Buraya kadar hep kalıplaşmış maddelerden yola çıkarak giyim konusunda çıkarımlarda bulunduk, ya “Kafama göre giyinmek istiyorum” dersem, ne olacak? Ya ben etek-ceket takım giymekten hoşlanmıyor, hareketimi kısıtlayan giysileri giymek istemiyorsam? Ya hep aynı kombinle dolaşmak istiyorsam? Olamaz mı? “‘Her gün aynı kıyafeti giyerek ‘kapsül dolap’ sistemine geçiş mi yapsam?’ dediğim zamanlar oluyor” diyenlerin hepsini anlıyor ve onlara hak veriyorum. Yalnız, birçoğumuz “Kafama göre giyiniyorum” dese de, aslında kafamıza göre giyinmiyoruz. Alışverişimizin bir noktasında muhakkak etkilendiğimiz bir olay, kişi veya bir resim var. Farkına varalım ya da varmayalım.

Tam bu noktada, etkisi altında kaldığımız her neyse, sonucu önemli kılan, maddî-mânevî değerlerimize, kültürümüze, ailemize uygunluğu ve görsel kıyafetimizle sözsel düşüncelerimizin uyum içinde olması... Kıyafetlerimiz temsil ettiğimiz değerlerden uzaklaşmış durumdaysa, seçimlerimizi bir kez daha gözden geçirmek, yerinde bir karar olur. Kıyafetlerimizin kimliklerimizi sarsmamasına dikkat etmeliyiz. İyi giyinmek güzel, fakat kıyafetlerimiz davranışlarımızla birleşince daha da anlamlı!
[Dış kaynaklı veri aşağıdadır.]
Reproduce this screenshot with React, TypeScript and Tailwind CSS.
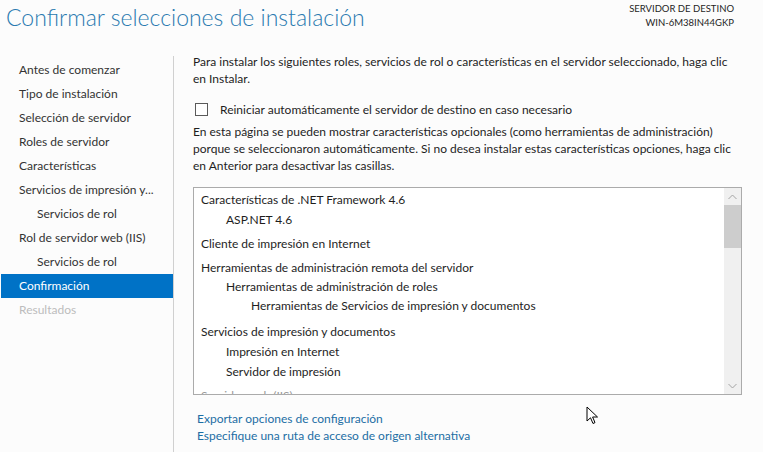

“Tarz” denilen şekil şemail işi, zevklerin dışarı yansımasından çok daha ötesi. Aslında hayattaki duruş ve içinde kişilik, hayat felsefesi ve özgüven kelimeleri mevcût... Değerliyiz ve birey olarak kendimizi en güzel şekilde ifade etmeyi hak ediyoruz. Doğarken hayata, tek olarak dünyaya geliyoruz. Sözsüz iletişim yöntemi olarak kıyafetlerimiz önemli. Kıyafet seçimlerimizi yaparken “siz”e uyumlu olmalı. Kıyafetin değerinizi belirlemesine izin vermek yerine, bırakın, kıyafet “sizin” değerinizi yansıtsın. Giyinip aynaya baktığınız vakit gördüğünüz kişi “sizseniz”, problem yok demektir. En azından ben böyle düşünüyorum.